Monday night’s Panorama program looked at whether the consumer can trust their bank. In particular it focused on the quality of financial advice offered by some of the major high street banks.
Mystery shoppers looking to invest a lump sum of money were sent in to a range of banks; the results were mixed to say the least.
Some banks such as the Co-Operative were praised by the program; others however did not fare so well. A number of advisers came in for particular criticism especially when assessing a customer’s attitude to risk and explaining charges. Others were accused of putting undue pressure on the customers.
The full program can be viewed again on the BBC website , we did just that and then turned our thoughts to a few lessons we believe can be learned from the program.
Spend time finding an adviser
Many of the people on the program believed that because the bank was well known, and in many cases they were long standing customers, they could automatically trust their bank.
When looking for an adviser we would always recommend that you talk to more than one, before making a final decision.
The relationship between client and adviser should be a collaboration on your behalf to help you achieve your financial goals. The relationship could last for many years and you will often be talking to them about the most intimate parts of your life, not only do you need to trust your adviser, you need to get on with them too!

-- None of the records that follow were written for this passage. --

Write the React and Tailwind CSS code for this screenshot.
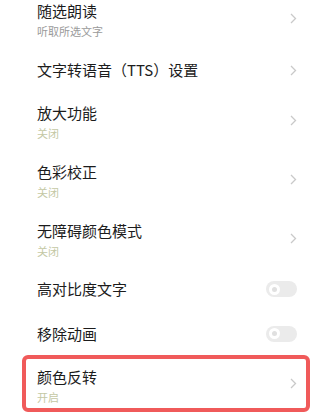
import React from 'react';

const font = { fontFamily: '"Noto Sans CJK SC", "Noto Sans", sans-serif' };

function Chevron() {
    return (
        <svg width="7" height="11" viewBox="0 0 7 11" className="shrink-0">
            <path d="M1 1 L5.5 5.5 L1 10" fill="none" stroke="#c9c9c9" strokeWidth="1.3" />
        </svg>
    );
}

function Toggle() {
    return (
        <div className="w-[31px] h-[16px] rounded-full bg-[#ebebeb] flex items-center pl-[3px] shrink-0">
            <div className="w-[11px] h-[11px] rounded-full bg-white flex items-center justify-center">
                <div className="w-[5px] h-[5px] rounded-full bg-[#e0e0e0]" />
            </div>
        </div>
    );
}

function Row({ title, sub, subColor, toggle, height, className = '' }) {
    return (
        <div className={`flex items-center justify-between ${height} ${className}`}>
            <div className={`flex flex-col ${sub ? 'mt-[6px]' : ''}`}>
                <span className="text-[15px] leading-[20px] text-[#1c1c1c]">{title}</span>
                {sub && (
                    <span className={`text-[11px] leading-[20px] ${subColor}`}>{sub}</span>
                )}
            </div>
            {toggle ? <Toggle /> : <Chevron />}
        </div>
    );
}

export default function App() {
    return (
        <div className="w-[317px] h-[417px] bg-white overflow-hidden" style={font}>
            <div className="-mt-[11px]">
                <Row title="随选朗读" sub="听取所选文字" subColor="text-[#9a9a9a]" height="h-[58px]" className="pl-[37px] pr-[20px]" />
                <Row title="文字转语音（TTS）设置" height="h-[46px]" className="pl-[37px] pr-[20px]" />
                <Row title="放大功能" sub="关闭" subColor="text-[#c4c8a4]" height="h-[54px]" className="pl-[37px] pr-[20px]" />
                <Row title="色彩校正" sub="关闭" subColor="text-[#c4c8a4]" height="h-[64px]" className="pl-[37px] pr-[20px]" />
                <Row title="无障碍颜色模式" sub="关闭" subColor="text-[#c4c8a4]" height="h-[54px]" className="pl-[37px] pr-[20px]" />
                <Row title="高对比度文字" toggle height="h-[48px]" className="pl-[37px] pr-[20px]" />
                <Row title="移除动画" toggle height="h-[41px]" className="pl-[37px] pr-[20px]" />
                <div className="ml-[22px] mr-[7px] mt-[1px] border-4 border-[#f05a5a] rounded-[6px]">
                    <Row title="颜色反转" sub="开启" subColor="text-[#c4c8a4]" height="h-[49px]" className="pl-[11px] pr-[9px]" />
                </div>
            </div>
        </div>
    );
}
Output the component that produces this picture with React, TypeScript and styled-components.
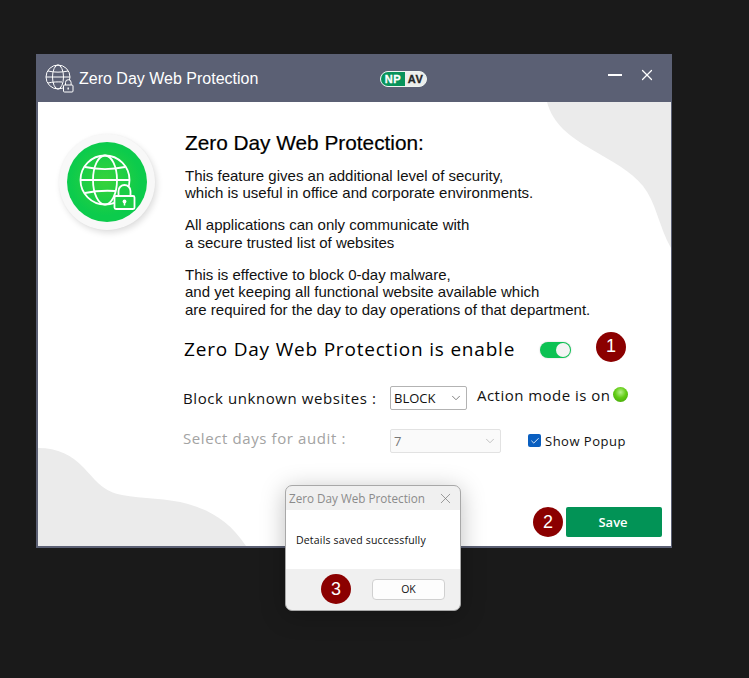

Take time to look around for an adviser you feel comfortable with, seek recommendations and ask for testimonials. This isn’t a fool proof approach but it does improve the chances of finding that long term partner who will help you meet your financial goals.
Use an independent adviser
Now we would say that wouldn’t we? We are IFAs.
However, we passionately believe in the benefits of independent advice. That is after all what most people are looking for, independent advice and not just to be sold a product from one company’s range.
There are many ways of finding an IFA, recommendation can an excellent method and you may well end up in a bank as many do offer independent advice.
Wherever you end up we believe that you need both independence and advice.
Of course you go to see an adviser for advice, if you could do it yourself you probably would but it pays to do a little of your own research.
Take another example of a major purchase, buying a house. You will probably be interested in the quality of the local schools, shops, amenities, even the local pub. Do you take the estate agents word for it that these are all great or do you do some of your own research? Of course you do, you look at the recent Ofsted reports, you visit the shops, you might even pop for a pint but you take a look yourself.
It’s no different with financial planning; the internet gives easy access to so much information these days. Whilst you may still want guidance and ultimately advice, it can often pay to have some background knowledge before you see an adviser.
Think about risk
When the word ‘risk’ is mentioned in relation to investments most people’s thoughts immediately turn to stock market crashes and losing money. The type of investment you choose dictates how much risk you are taking with your investment; it doesn’t take a genius to work out that an investment into the shares of a Russian Mining Company is more risky that a simple deposit account from a UK bank.
Remember though that there are other types of risks too.
Inflation for example is a major risk at the moment. If the return you get is below the level of inflation then the buying power of your savings will reduce.
Avoiding one risk, such as your money falling in value, could introduce another risk. For example the capital security offered by a deposit account can mean that your savings don’t keep pace with inflation.
Take time to consider all types of risk and work with an adviser who understands and can explain them to you.
Charges can have a big impact on the return you get from any investment. That doesn’t mean you won’t pay them though, every investment has a charge, the important thing though is to make sure that they are fair and that you understand them.
If you don’t understand the charges or they are not explained to your satisfaction then dig deeper, ask more questions. Ultimately don’t be afraid to walk away or find an alternative adviser if you can’t get a straight answer or you think the charges are excessive.
Don’t allow the adviser to rush you or put pressure on
A good quality adviser will work at your pace; don’t feel pressured into making a decision.
If you want more time to think and read through the paperwork they give you (which can be lengthy) then ask for it.
Be very wary of “sales” and “special offers” if you sign today.
You don’t have to pay a complaints handler to make a complaint
The Panorama program referred to a number of people who made complaints against their bank which were ultimately passed to the Financial Ombudsman Service (FOS).
Whilst the people in the program had their complaints upheld and the banks in question paid compensation, it was also mentioned that “thousands of pounds” was paid in fees to complaints handlers.
Remember, you do not have to pay fees to make a complaint to either the firm who advised you to take out a financial product, or indeed the Ombudsman service; it is free to do this. If you feel you need help with your complaint then compare the costs of a complaints handling service with the advice that an IFA can give you; you may find that the IFA is cheaper.